Pendant que les jeunes rois dansaient, la famille du prêtre se mêlait au Rara; elle apportait un énorme seau de kleren, un alcool de canne pur qui désaltère les bandes de Rara pendant leur voyage. Ils le remettent au kolonel et des petits godets circulent dans la foule.

La danse des rois terminée, ce fut autour de la reine de danser, ce que la foule apprécia grandement. Cette jeune reine du Rara avait seulement treize ans et elle était très timide. Elle était petite et ronde, elle portait une robe rouge et blanche avec des replis horizontaux et un chapeau de paille. Sa tâche était de convaincre le prêtre de participer en dansant le banda. Tous les yeux étaient fixés sur elle ; cette adolescente timide regardait par terre ; sa tête était inclinée; elle mettait les mains derrière la tête, et elle roulait des hanches à la manière typique de cette danse.  Les joueurs dirigeaient chacun de ses déhanchements à l’aide du « tape! » distinctif à la fin de chaque phrasé, et elle jouait les “Yas!” bombant ses fesses. Plus ils jouaient du tambour, elle s’avançait, jusqu’à ce que le kolonel la pousse dans les bras du prêtre. À ce moment, il lui donna de l’argent, qu’elle a rapidement remis au trezorye ( le trésorier) tout proche qui  portait une énorme boîte en bois dans laquelle il avait mis les précieuses contributions. Tournoyant de plus en plus lentement, elle s’arrête enfin : la danse est terminée.

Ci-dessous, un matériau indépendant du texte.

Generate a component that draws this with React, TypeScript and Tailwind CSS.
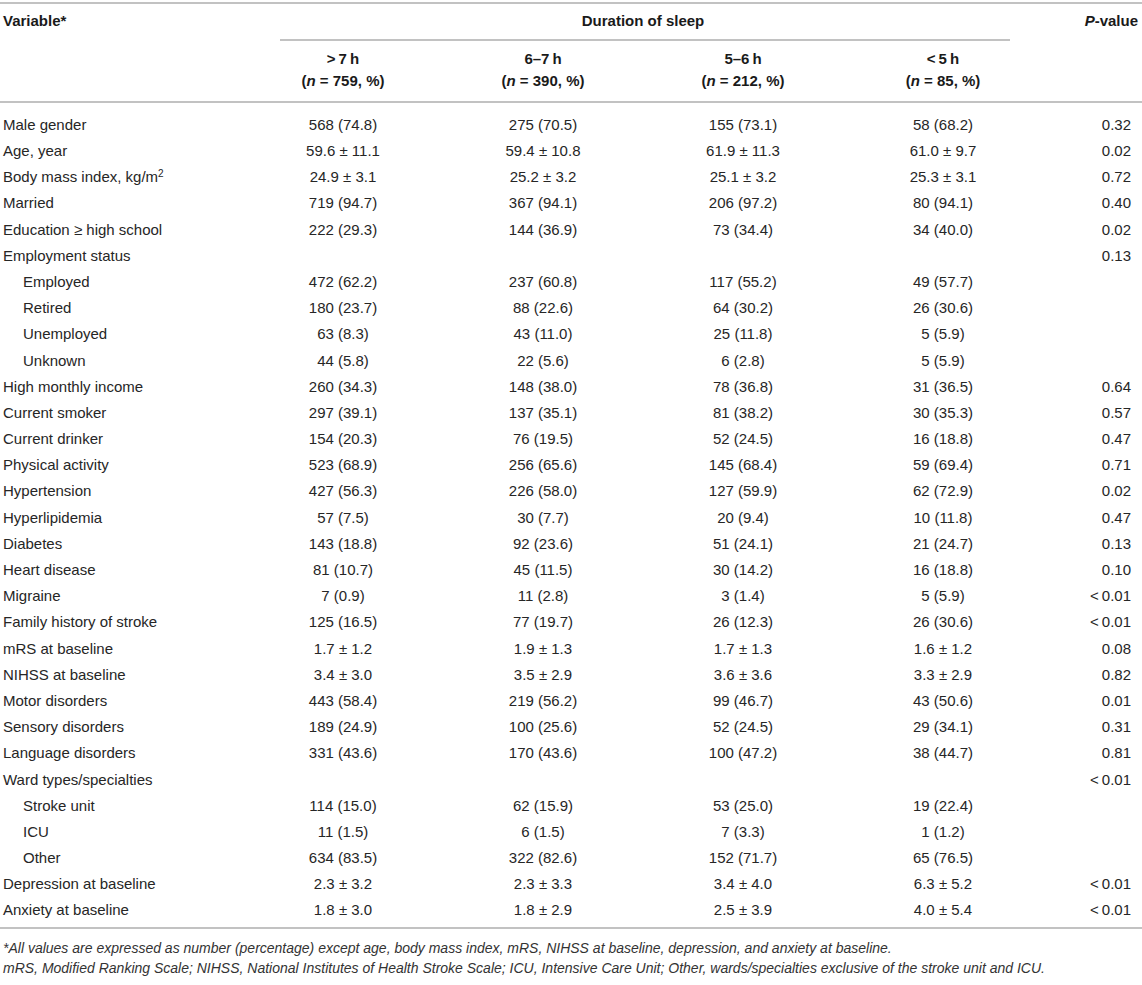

Voyant que le kleren était épuisé et qu’il n’y avait rien d’autre, le kolonel entraînèrent le groupe.  Les musiciens continuaient à jouer et les femmes à chanter. Sortant en file indienne de la même manière qu’ils étaient entrés, la troupe entière sortit de la clairière et se dirige  vers le soleil.

Nous avons dansé le reste de la journée et la nuit entière. J’ai appris beaucoup de choses, entendu beaucoup d’histoires et j’ai commencé a comprendre les activités et les drames qui se jouaient entre les membres de la bande et le monde des esprits.  « Rara gen anpil bagay ladann », comme dira Madame Giselle lors des trois semaines suivantes: “Il y a beaucoup de choses dans le Rara.”

 (Extrait de Elizabeth McAlister, Rara! Vodou, Power, and Performance. University of California Press, 2002, pp 29-30)

Analyse

La saison du Rara coïncide avec la saison du Carnaval; les activités du Rara commencent le 6 Janvier, journée reconnue dans le calendrier chrétien comme celle de l’Epiphanie. Les bandes de Rara défilent normalement en petites bandes. Elles continuent à défiler après le Carnaval, pendant le Carême, jusqu’à Paques. 

La « tonalité » ou “l’ambiance” du défile Rara est bruyante et semblable à celle du carnaval, et si vous ne connaissez pas le code religieux caché du Rara, vous pourriez penser que le Rara, c’est tout simplement des groupes de jeunes exposant leurs talents de danseurs et de musiciens, dans une atmosphère chahuteuse et rebelle. 

Comme dans le Carnaval, le Rara se caractérise premièrement par l’agitation des gens dans les rues. La période du Rara donne aux hommes l’occasion de se forger une réputation de virilité grâce à leur performance. Les bandes de Rara s’arrêtent pour jouer pour les notables, pour collecter de l’argent. En échange, les rois et les reines dansent et chantent, et les bâtons majors jonglent avec des bâtons et même des machettes! Les costumes du Rara sont connus pour leur travail de paillette fine, qui brillent lorsque les bâtons virevoltent. Il y aussi des costumes moins connus faits d’un tissu courant. Ces tissus des shorts sont suspendus aux chapeaux. La musique et les danses de compétition, les paillettes, et les bandes de tissus ressemblent aux arts festifs d’autres pays de la  Caraïbe.

Par son oralité, son aspect compétitif, et sa virilité, le Rara partage plusieurs caractéristiques avec les autres traditions de performance de l’Atlantique noir comme le Carnaval, le Junkanoo, la Capoeria, le Calypson, le blues, le jazz, les défilés du deuxième rang de Nouvel Orléans et les parades des Indiens noirs, le reggae, la danse hall, le hip hop et nombreuse autres formes de danse. Contrairement à d’autres formes créoles masculines, le Rara est expressément religieux.  

(Extrait du premier chapitre de Elizabeth McAlister, Rara! Vodou, Power, and Performance. University of California Press, 2002.)